Iron Chef Products - Recipes
Stir Fried Sesame Garlic Vegetables with Rice
- 1 1/2 cups vegetable broth
- 3/4 cup uncooked white rice (long grain)
- 1 tablespoon margarine
- 1 tablespoon sesame seeds
- 2 tablespoons peanut oil
- 1/2 pound fresh asparagus (trimmed & cut into 1 inch pieces)
- 1 large red bell pepper, cut into 1 inch pieces
- 1 large yellow onion, sliced
- 2 cups sliced mushrooms
- 2 teaspoons minced fresh ginger root
- 1 teaspoon minced garlic
- 6 Tablespoons Iron Chef Sesame Garlic Sauce
- *You can also use frozen stir fry vegetables (defrosted) for a quick solution.

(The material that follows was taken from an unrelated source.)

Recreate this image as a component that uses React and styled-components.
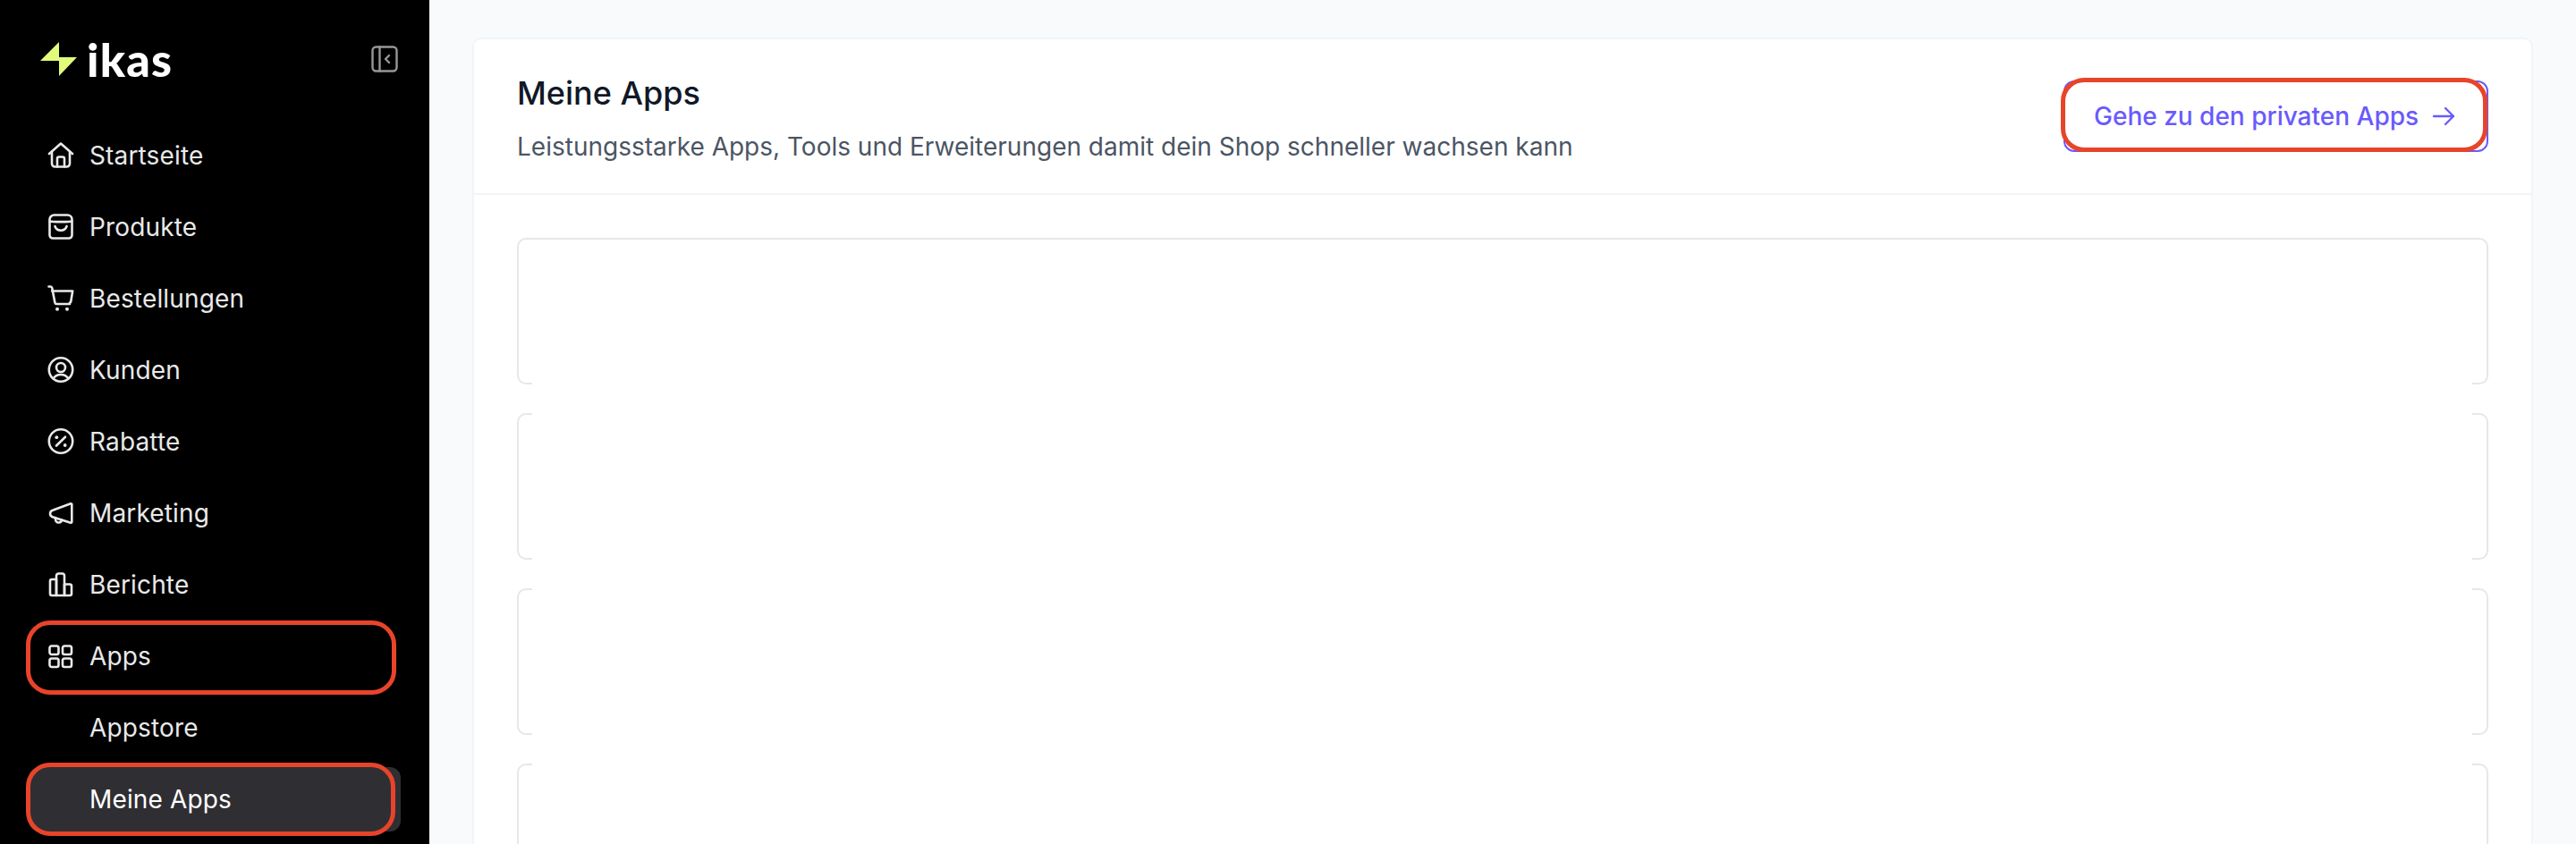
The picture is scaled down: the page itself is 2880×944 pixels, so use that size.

- Preheat oven to 350 degrees F (175 degrees C).
- In a saucepan combine broth, rice and margarine. Cover and bring to a boil. Reduce heat to low and simmer for 15 minutes, or until all liquid is absorbed.
- Place sesame seeds on a rimmed baking sheet and bake in preheated oven for 5 to 6 minutes, or until golden brown; set aside.
- In a wok or large skillet, heat peanut oil over medium-high heat until very hot. Add asparagus, bell pepper, onion, mushrooms, ginger and garlic and stir-fry for 4 to 5 minutes, or until vegetables are tender but crisp.
- Stir in Iron Chef Sesame Garlic sauce and cook for 30 seconds. Remove from heat and stir in toasted sesame seeds.
- Serve over the rice.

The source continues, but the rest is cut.